C. : En un mot, l'esprit de la famille Versus?
JHB. : Ce qui fait le lien, c'est une envie de cinéma contemporain, en prise avec le monde d'aujourd'hui, un cinéma qui s'interroge d'un point de vue technologique .

 

C. : Un cinéma qui cherche de nouvelles pistes ?
JHB. : On n'a pas envie, ni moi, ni les auteurs avec lesquels je travaille, de refaire ce qui a déjà été fait. On rigolait parce qu'Olivier dit souvent sur le plateau « c'est du cinéma moderne » et je disais « non c'est du cinéma post moderne » parce qu'on ne travaille pas en recyclant les choses, mais en les faisant éclater.

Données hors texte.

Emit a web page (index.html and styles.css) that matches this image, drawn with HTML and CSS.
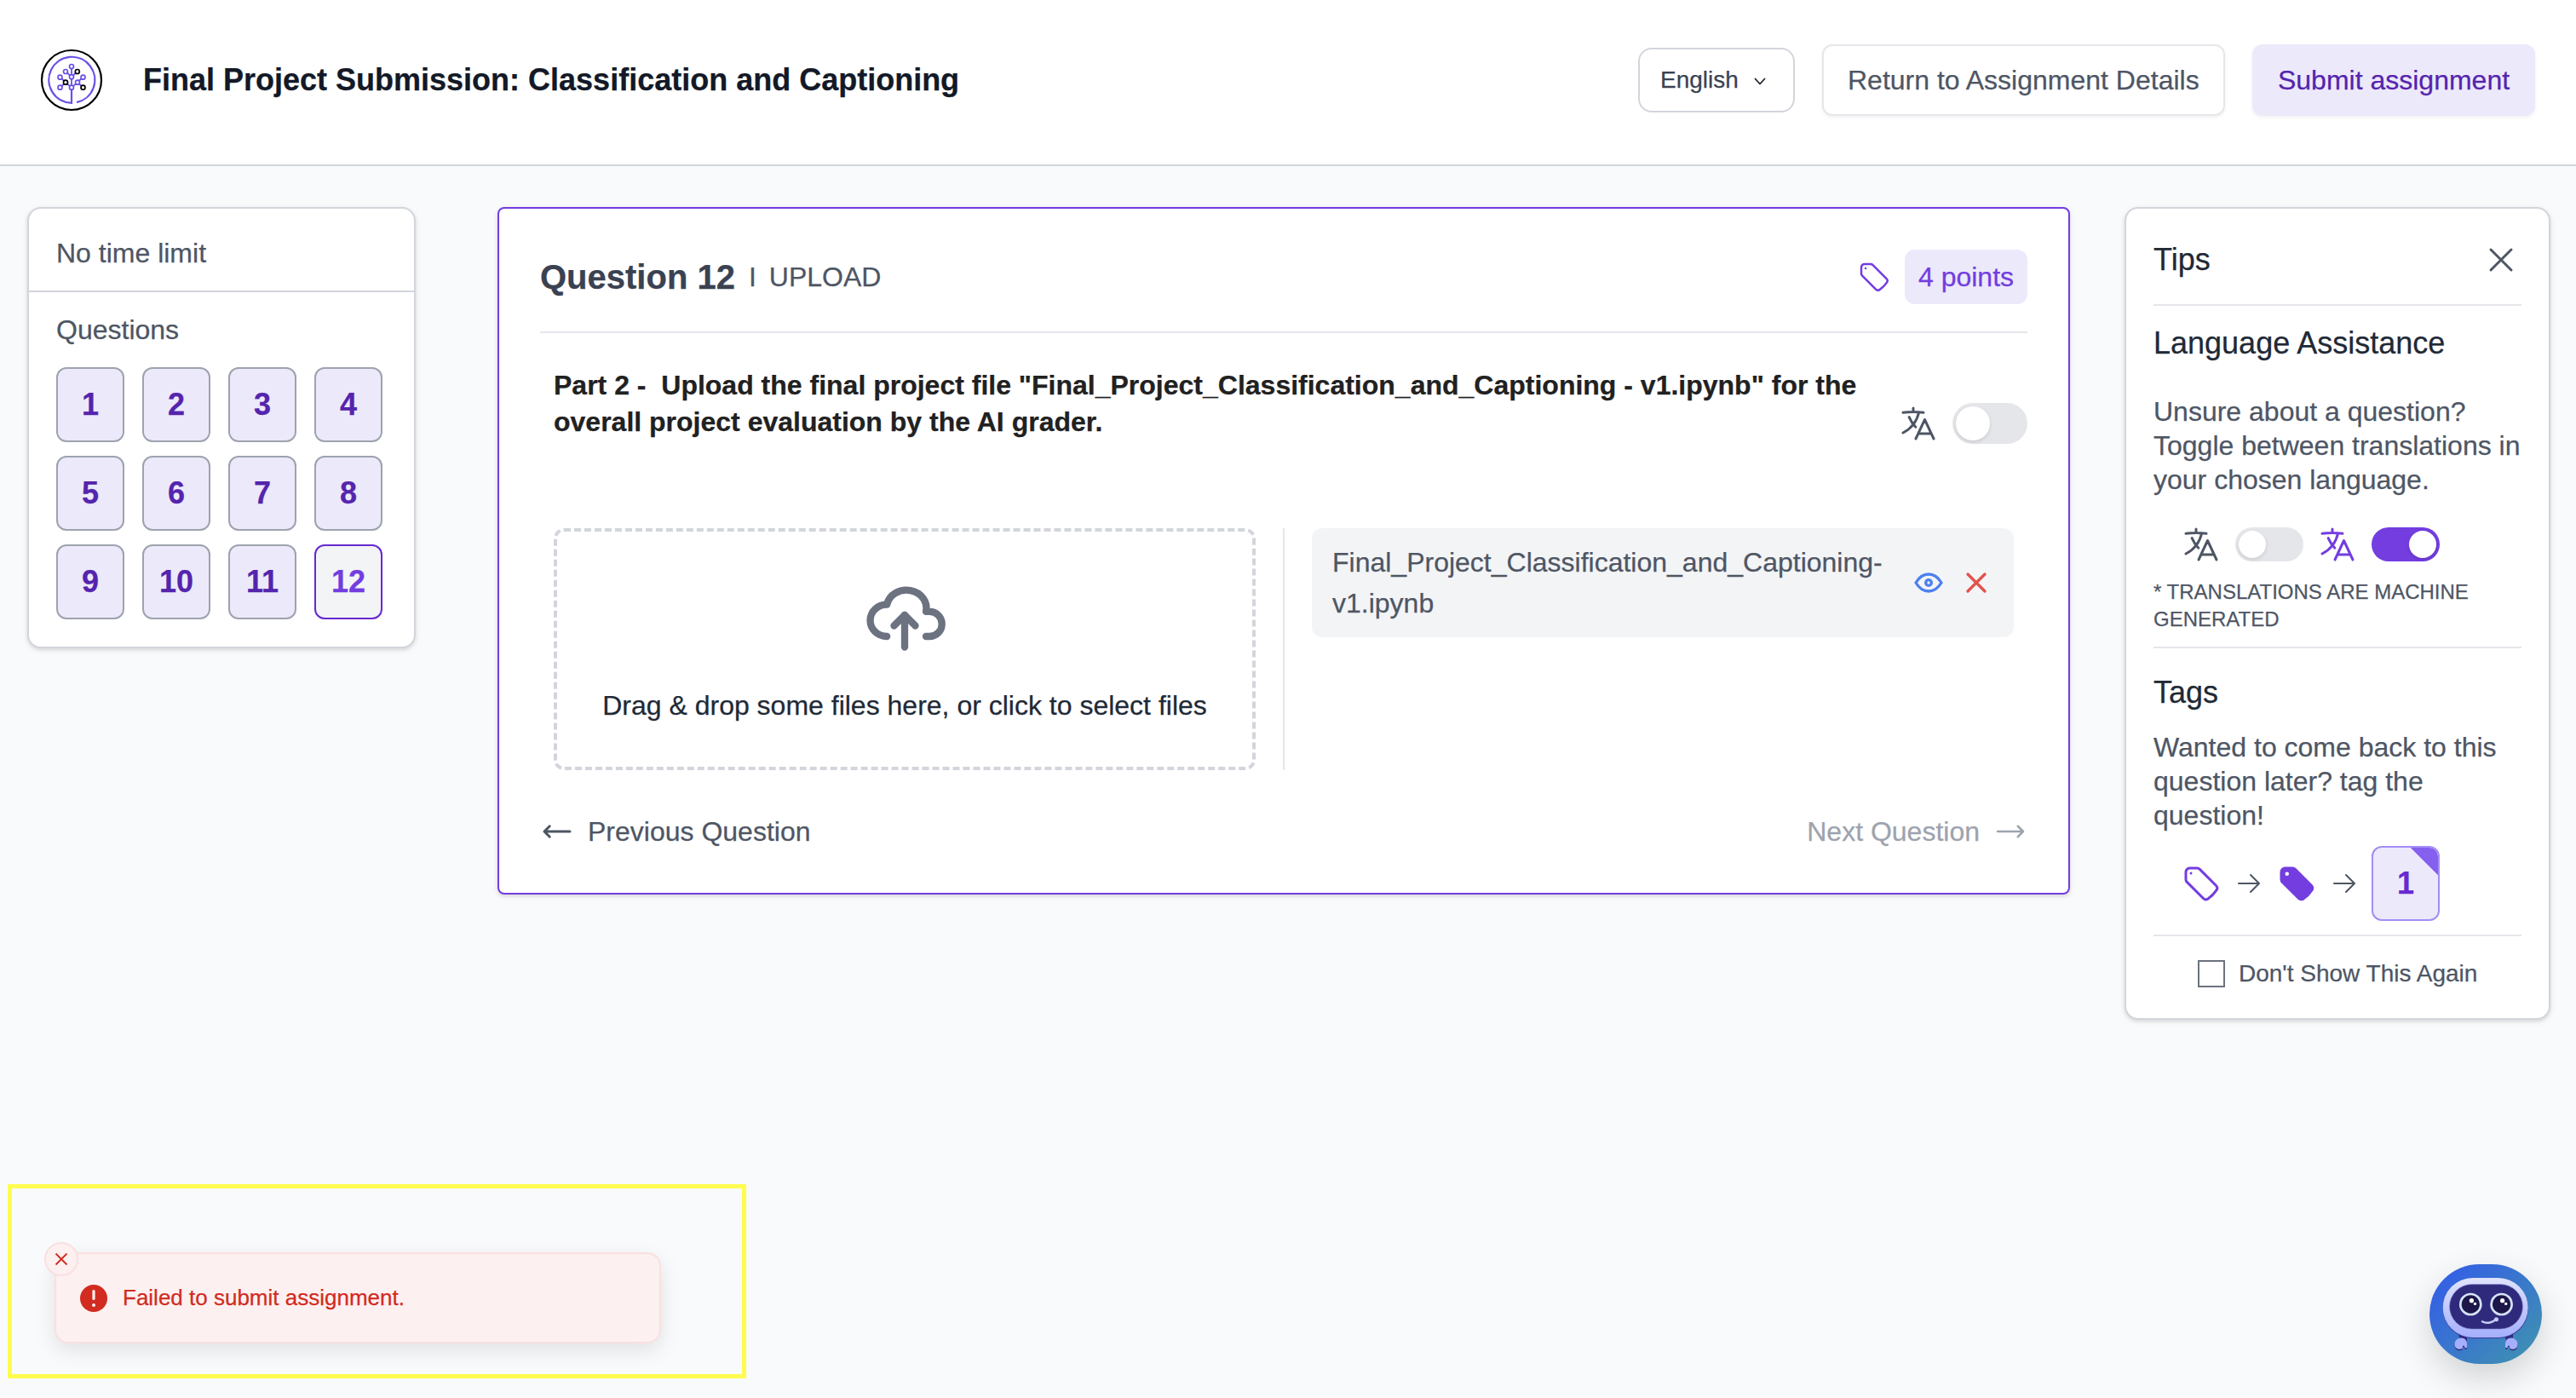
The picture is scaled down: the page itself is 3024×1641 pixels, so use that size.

Je pense en effet qu'il y a une nouvelle génération qui a été plutôt nourrie par la fiction que par le documentaire, contrairement à la longue tradition du cinéma belge. Ce sont des cinéastes qui ont envie d'histoires, de films, de modes de narration différents… Le cinéma d'Olivier fait par exemple le lien entre des choses très différentes : on est dans une film d'action, très découpé, à l'américaine et en même temps, on retrouve une vraie tradition européenne, plutôt nordique, qui va de Bergman à Lars Von Trier avec l'exacerbation des sentiments, des silences, des visages, de la tragédie. Quelqu'un comme Bouli est beaucoup plus nourri par le cinéma de Wenders qui l'a beaucoup touché quand il était jeune et c'est un cinéma de l'errance, de l'identité, du questionnement. Chez Micha, il y a plus quelque chose de l'ordre de l'identité, de la fratrie, des aventures en général. Quelque chose de plus contaminé par toute une littérature romanesque. Trois manières très différentes d'appréhender le cinéma.